### WRITTEN PROBLEM:
Extract the full listing verbatim and drop any pictures from your copy.

### RECORDED INFORMATION:
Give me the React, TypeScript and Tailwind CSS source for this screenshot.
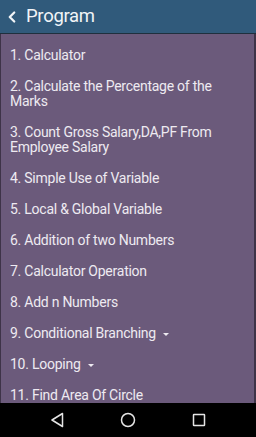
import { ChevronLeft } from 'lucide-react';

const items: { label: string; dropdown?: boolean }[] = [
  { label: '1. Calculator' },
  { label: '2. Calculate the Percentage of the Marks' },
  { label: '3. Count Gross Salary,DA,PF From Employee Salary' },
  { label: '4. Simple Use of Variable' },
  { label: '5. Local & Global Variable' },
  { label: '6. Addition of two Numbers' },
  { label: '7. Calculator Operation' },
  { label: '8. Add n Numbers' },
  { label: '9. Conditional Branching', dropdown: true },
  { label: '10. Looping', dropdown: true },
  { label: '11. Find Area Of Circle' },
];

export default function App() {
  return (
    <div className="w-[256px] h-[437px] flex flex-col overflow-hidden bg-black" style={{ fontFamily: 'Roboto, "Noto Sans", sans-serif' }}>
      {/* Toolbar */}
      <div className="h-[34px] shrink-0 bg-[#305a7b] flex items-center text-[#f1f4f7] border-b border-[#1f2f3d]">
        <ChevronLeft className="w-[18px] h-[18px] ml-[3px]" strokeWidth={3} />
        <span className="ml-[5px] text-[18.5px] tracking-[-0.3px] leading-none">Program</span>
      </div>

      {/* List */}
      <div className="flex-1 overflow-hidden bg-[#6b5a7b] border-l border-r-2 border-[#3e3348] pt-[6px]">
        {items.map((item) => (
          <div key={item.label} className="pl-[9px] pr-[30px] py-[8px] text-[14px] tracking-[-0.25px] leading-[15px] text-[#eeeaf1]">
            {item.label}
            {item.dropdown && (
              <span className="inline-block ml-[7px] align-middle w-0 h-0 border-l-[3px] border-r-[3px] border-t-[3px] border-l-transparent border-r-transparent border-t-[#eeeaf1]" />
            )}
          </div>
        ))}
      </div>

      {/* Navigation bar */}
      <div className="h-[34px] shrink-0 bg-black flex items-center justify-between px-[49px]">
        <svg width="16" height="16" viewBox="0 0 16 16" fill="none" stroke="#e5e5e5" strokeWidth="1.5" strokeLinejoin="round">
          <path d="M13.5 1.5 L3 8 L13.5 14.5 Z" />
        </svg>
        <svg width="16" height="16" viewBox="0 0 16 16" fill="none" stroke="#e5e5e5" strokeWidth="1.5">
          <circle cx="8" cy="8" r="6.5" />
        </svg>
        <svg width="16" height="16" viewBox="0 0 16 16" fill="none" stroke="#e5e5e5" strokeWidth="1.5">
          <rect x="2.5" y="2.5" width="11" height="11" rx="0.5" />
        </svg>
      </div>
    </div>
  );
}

### RESPONSE TO THE TASK:
Give me the React, TypeScript and Tailwind CSS source for this screenshot.
import { ChevronLeft } from 'lucide-react';

const items: { label: string; dropdown?: boolean }[] = [
  { label: '1. Calculator' },
  { label: '2. Calculate the Percentage of the Marks' },
  { label: '3. Count Gross Salary,DA,PF From Employee Salary' },
  { label: '4. Simple Use of Variable' },
  { label: '5. Local & Global Variable' },
  { label: '6. Addition of two Numbers' },
  { label: '7. Calculator Operation' },
  { label: '8. Add n Numbers' },
  { label: '9. Conditional Branching', dropdown: true },
  { label: '10. Looping', dropdown: true },
  { label: '11. Find Area Of Circle' },
];

export default function App() {
  return (
    <div className="w-[256px] h-[437px] flex flex-col overflow-hidden bg-black" style={{ fontFamily: 'Roboto, "Noto Sans", sans-serif' }}>
      {/* Toolbar */}
      <div className="h-[34px] shrink-0 bg-[#305a7b] flex items-center text-[#f1f4f7] border-b border-[#1f2f3d]">
        <ChevronLeft className="w-[18px] h-[18px] ml-[3px]" strokeWidth={3} />
        <span className="ml-[5px] text-[18.5px] tracking-[-0.3px] leading-none">Program</span>
      </div>

      {/* List */}
      <div className="flex-1 overflow-hidden bg-[#6b5a7b] border-l border-r-2 border-[#3e3348] pt-[6px]">
        {items.map((item) => (
          <div key={item.label} className="pl-[9px] pr-[30px] py-[8px] text-[14px] tracking-[-0.25px] leading-[15px] text-[#eeeaf1]">
            {item.label}
            {item.dropdown && (
              <span className="inline-block ml-[7px] align-middle w-0 h-0 border-l-[3px] border-r-[3px] border-t-[3px] border-l-transparent border-r-transparent border-t-[#eeeaf1]" />
            )}
          </div>
        ))}
      </div>

      {/* Navigation bar */}
      <div className="h-[34px] shrink-0 bg-black flex items-center justify-between px-[49px]">
        <svg width="16" height="16" viewBox="0 0 16 16" fill="none" stroke="#e5e5e5" strokeWidth="1.5" strokeLinejoin="round">
          <path d="M13.5 1.5 L3 8 L13.5 14.5 Z" />
        </svg>
        <svg width="16" height="16" viewBox="0 0 16 16" fill="none" stroke="#e5e5e5" strokeWidth="1.5">
          <circle cx="8" cy="8" r="6.5" />
        </svg>
        <svg width="16" height="16" viewBox="0 0 16 16" fill="none" stroke="#e5e5e5" strokeWidth="1.5">
          <rect x="2.5" y="2.5" width="11" height="11" rx="0.5" />
        </svg>
      </div>
    </div>
  );
}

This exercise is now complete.